Thanks Maarten that's actually the way it could be accomplished with the
current code. The TO DO list is quite extensive so I can't promise a date
for this, but based on Maarten's script idea and adding 3 new options
to the bulk_upload command this could be done automatically.
--dir_regex_metadata: to interpret a document's path as metadata values
using regular expression
--from_path: to import documents from a directory instead of a zipped file
--recursive: to traverse all subdirectories
so for something like:
/project number 01/customer/Customer Name A/
/project number 01/customer/Customer Name B/
/project number 02/customer/Customer Name C/
My regex Fu is poor but the command line would be more or less like this:
$ ./manage.py bulk_upload --noinput --dir_regex_metadata "/project number
(?P<project_number>\d+)/customer/(?P<customer_name>[a-zA-Z0-9
]+)" --document_type "Accounting documents" --from_path
/var/accounting/docs/ --recursive
with the regular expression parameter name (the name inside ?P< >) being
the internal metadata type name.
Thoughts?
--Roberto
On Friday, November 2, 2012 3:36:01 AM UTC-4, maarten wrote:
>
> Hi Roberto and James,
>
> I agree on Roberto's statement on the filesystem. That is exactly the
> reason why filesystem directory trees always end in a mess; as soon as more
> than one directory (='metadata') can be applicable users will choose
> randomly. In case of a DMS you can then just use a second, third metadata
> tag.
> However, I do understand James' problem, very common in a transition, as
> the best 'metadata' he currently has is the interpretation of the directory
> tree. E.g. a structure "project number XX\sales\quotations" are in fact 3
> metadata tags to be filled.
>
> You could try a script where the arguments for -- metadata at bulk_upload
> are filled by some logic from a ls command.

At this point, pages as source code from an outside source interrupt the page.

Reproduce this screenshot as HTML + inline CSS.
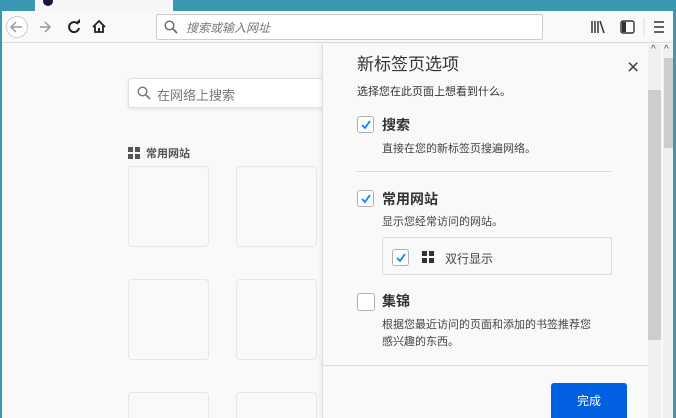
<!DOCTYPE html>
<html style="width:676px;height:418px;overflow:hidden"><head><meta charset="utf-8"><style>
*{margin:0;padding:0;box-sizing:border-box}
body{width:676px;height:418px;overflow:hidden;position:relative;background:#f9f9fa;font-family:"Liberation Sans","Noto Sans CJK SC",sans-serif;}
.abs{position:absolute}
.cb{position:absolute;width:17px;height:17px;border:1px solid #b1b1b3;border-radius:3px;background:#fff}
.cb svg{position:absolute;left:2px;top:2px}
.tile{position:absolute;width:81px;height:81px;border:1px solid #e6e6e8;border-radius:4px;background:#f9f9fa}
</style></head><body>
<div class="abs" style="left:0;top:0;width:676px;height:11px;background:#3a98b3"></div>
<div class="abs" style="left:35px;top:0;width:138px;height:11px;background:#f5f6f7"></div>
<div class="abs" style="left:43px;top:-4px;width:10px;height:10px;border-radius:50%;background:#20123a"></div>
<div class="abs" style="left:0;top:11px;width:676px;height:32px;background:#f9f9fa;border-bottom:1px solid #ddd"></div>
<div class="abs" style="left:0;top:11px;width:2px;height:407px;background:#3a98b3"></div>
<div class="abs" style="left:673px;top:11px;width:3px;height:407px;background:#3a98b3"></div>
<svg class="abs" style="left:4px;top:15px" width="110" height="24">
<circle cx="13" cy="12" r="10.5" fill="#fff" stroke="#ccc"/>
<path d="M18 12H8M12 7l-5 5 5 5" stroke="#999" stroke-width="1.5" fill="none"/>
<path d="M46 12H36M41 7l5 5-5 5" stroke="#999" stroke-width="1.5" fill="none"/>
<path d="M74 9a5 5 0 1 0 1 4" stroke="#222" stroke-width="2" fill="none"/><path d="M71 8h5V4z" fill="#222"/>
<path d="M89 12l6-6 6 6M91 11v6h8v-6" stroke="#222" stroke-width="1.8" fill="none"/><rect x="94" y="13" width="2" height="4" fill="#222"/>
</svg>
<div class="abs" style="left:156px;top:14px;width:387px;height:26px;background:#fff;border:1px solid #ccc;border-radius:2px"></div>
<svg class="abs" style="left:164px;top:20px" width="14" height="14"><circle cx="5.5" cy="5.5" r="4.3" stroke="#666" stroke-width="1.4" fill="none"/><path d="M9 9l4 4" stroke="#666" stroke-width="1.6"/></svg>
<div class="abs" style="left:186px;top:19px;font-size:12px;color:#777;font-style:italic">搜索或输入网址</div>
<svg class="abs" style="left:590px;top:18px" width="80" height="18">
<path d="M2 3v12M5 3v12M8 3v12M10 3l4 12" stroke="#333" stroke-width="1.5"/>
<rect x="31" y="3" width="13" height="12" rx="2" stroke="#333" stroke-width="1.4" fill="none"/><rect x="32" y="4" width="4" height="10" fill="#333"/>
<line x1="54" y1="0" x2="54" y2="18" stroke="#ddd"/>
<path d="M64 4h10M64 9h10M64 14h10" stroke="#333" stroke-width="1.5"/>
</svg>
<div class="abs" style="left:128px;top:78px;width:210px;height:30px;background:#fff;border:1px solid #e0e0e2;border-radius:3px;box-shadow:0 1px 3px rgba(0,0,0,.1)"></div>
<svg class="abs" style="left:137px;top:86px" width="14" height="14"><circle cx="5.5" cy="5.5" r="4.3" stroke="#777" stroke-width="1.4" fill="none"/><path d="M9 9l4 4" stroke="#777" stroke-width="1.6"/></svg>
<div class="abs" style="left:157px;top:85px;font-size:13px;color:#777">在网络上搜索</div>
<svg class="abs" style="left:128px;top:147px" width="12" height="12"><rect x="0" y="0" width="5" height="5" fill="#555"/><rect x="7" y="0" width="5" height="5" fill="#555"/><rect x="0" y="7" width="5" height="5" fill="#555"/><rect x="7" y="7" width="5" height="5" fill="#555"/></svg>
<div class="abs" style="left:146px;top:145px;font-size:11px;color:#555;font-weight:bold">常用网站</div>
<div class="tile" style="left:128px;top:166px"></div><div class="tile" style="left:236px;top:166px"></div>
<div class="tile" style="left:128px;top:279px"></div><div class="tile" style="left:236px;top:279px"></div>
<div class="tile" style="left:128px;top:392px;height:26px;border-bottom:none;border-radius:4px 4px 0 0"></div><div class="tile" style="left:236px;top:392px;height:26px;border-bottom:none;border-radius:4px 4px 0 0"></div>
<div class="abs" style="left:322px;top:44px;width:338px;height:374px;background:#f9f9fa;border-left:1px solid #ddd;box-shadow:-2px 0 4px rgba(0,0,0,.06)"></div>
<div class="abs" style="left:648px;top:44px;width:13px;height:374px;background:#f0f0f0"></div>
<div class="abs" style="left:648px;top:90px;width:13px;height:250px;background:#cdcdcd"></div>
<div class="abs" style="left:663px;top:44px;width:10px;height:374px;background:#f0f0f0"></div>
<div class="abs" style="left:664px;top:58px;width:9px;height:90px;background:#cdcdcd"></div>
<div class="abs" style="left:651px;top:44px;font-size:10px;color:#555">^</div>
<div class="abs" style="left:664px;top:44px;font-size:10px;color:#555">^</div>
<div class="abs" style="left:357px;top:50px;font-size:17px;color:#333">新标签页选项</div>
<div class="abs" style="left:627px;top:56px;font-size:21px;color:#444">×</div>
<div class="abs" style="left:357px;top:83px;font-size:11px;color:#333">选择您在此页面上想看到什么。</div>
<div class="cb" style="left:357px;top:116px"><svg width="12" height="12"><path d="M2 6l3 3 5-7" stroke="#0a84ff" stroke-width="1.8" fill="none"/></svg></div>
<div class="abs" style="left:382px;top:115px;font-size:14px;color:#333;font-weight:bold">搜索</div>
<div class="abs" style="left:382px;top:140px;font-size:11px;color:#444">直接在您的新标签页搜遍网络。</div>
<div class="abs" style="left:357px;top:171px;width:255px;height:1px;background:#ddd"></div>
<div class="cb" style="left:357px;top:190px"><svg width="12" height="12"><path d="M2 6l3 3 5-7" stroke="#0a84ff" stroke-width="1.8" fill="none"/></svg></div>
<div class="abs" style="left:382px;top:189px;font-size:14px;color:#333;font-weight:bold">常用网站</div>
<div class="abs" style="left:382px;top:213px;font-size:11px;color:#444">显示您经常访问的网站。</div>
<div class="abs" style="left:382px;top:237px;width:230px;height:38px;border:1px solid #ddd;border-radius:2px;background:#f9f9fa"></div>
<div class="cb" style="left:392px;top:249px"><svg width="12" height="12"><path d="M2 6l3 3 5-7" stroke="#0a84ff" stroke-width="1.8" fill="none"/></svg></div>
<svg class="abs" style="left:422px;top:251px" width="12" height="12"><rect x="0" y="0" width="5" height="5" fill="#333"/><rect x="7" y="0" width="5" height="5" fill="#333"/><rect x="0" y="7" width="5" height="5" fill="#333"/><rect x="7" y="7" width="5" height="5" fill="#333"/></svg>
<div class="abs" style="left:445px;top:250px;font-size:12px;color:#444">双行显示</div>
<div class="cb" style="left:357px;top:293px;width:18px;height:18px"></div>
<div class="abs" style="left:382px;top:291px;font-size:14px;color:#333;font-weight:bold">集锦</div>
<div class="abs" style="left:382px;top:317px;font-size:11px;color:#444;line-height:17px;width:232px">根据您最近访问的页面和添加的书签推荐您<br>感兴趣的东西。</div>
<div class="abs" style="left:323px;top:365px;width:325px;height:1px;background:#ddd"></div>
<div class="abs" style="left:551px;top:383px;width:76px;height:35px;background:#0060df;border-radius:3px 3px 0 0;color:#fff;font-size:12px;text-align:center;line-height:36px">完成</div>
</body></html>
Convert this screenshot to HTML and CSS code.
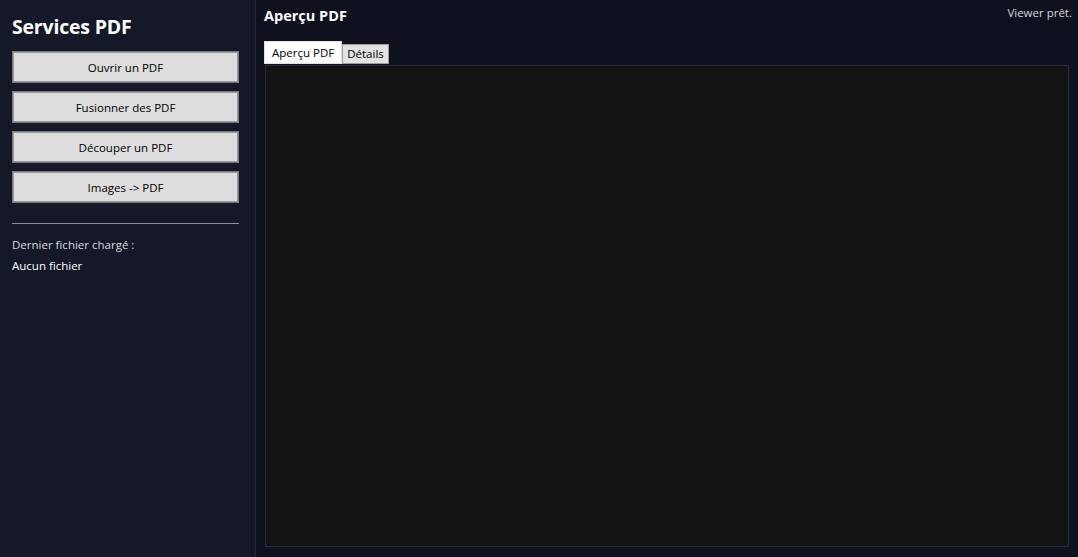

I've never tried (and am really
> not enough up to speed on pyhton if it wouldn't work to achieve this) but
> this command with multiple --metadata arguments could then do the trick if
> ran per subfolder:
>
> $ ./manage.py bulk_upload --noinput --metadata '{"project": "bulk"}'
> --document_type "Accounting documents" compressed.zip
>
> After this the magick of indexes could rebuild the original directory
> structure but then with many more usefull cross-sections of your document
> metadata.
>
> Maarten
>
>
> On Wednesday, October 24, 2012 12:31:14 AM UTC+2, Roberto Rosario wrote:
>
>> No, the directory structure would not be 'cloned'. I added this to the
>> TO DO list for future versions, but I'm a little hesitant to add it,
>> because it would just be duplicating the inefficient paradigm of filesystem
>> directory trees only on a web interface. This is the reason I created the
>> automatic indexing where Mayan creates a hierarchical structure based on
>> user defined rules to help users avoid being slaves of a manually updated
>> structure as other DMS software do. Is a little work at the beginning
>> while you create the rules, but then you don't have to ever worry again
>> about documents being placed in the correct hierarchical unit.
>>
>> It is not an acusasion, is it a document fact:
>> http://news.cnet.com/8301-1023_3-57514677-93/corruption-in-wikiland-paid-pr-scandal-erupts-at-wikipedia/
>> It
>> has long been suspected that this was happening, the episode in the link is
>> the most documented and alarming as it was done by a very senior Wikipedia
>> editor. The editor received payment to edit and favor the page of the
>> government of Gibraltar so that it would be featured in Wikipedia's front
>> page. An article is lucky to land on the front page, the page of the
>> country of Gibraltar landed 17 times, boosting their SEO results sky high.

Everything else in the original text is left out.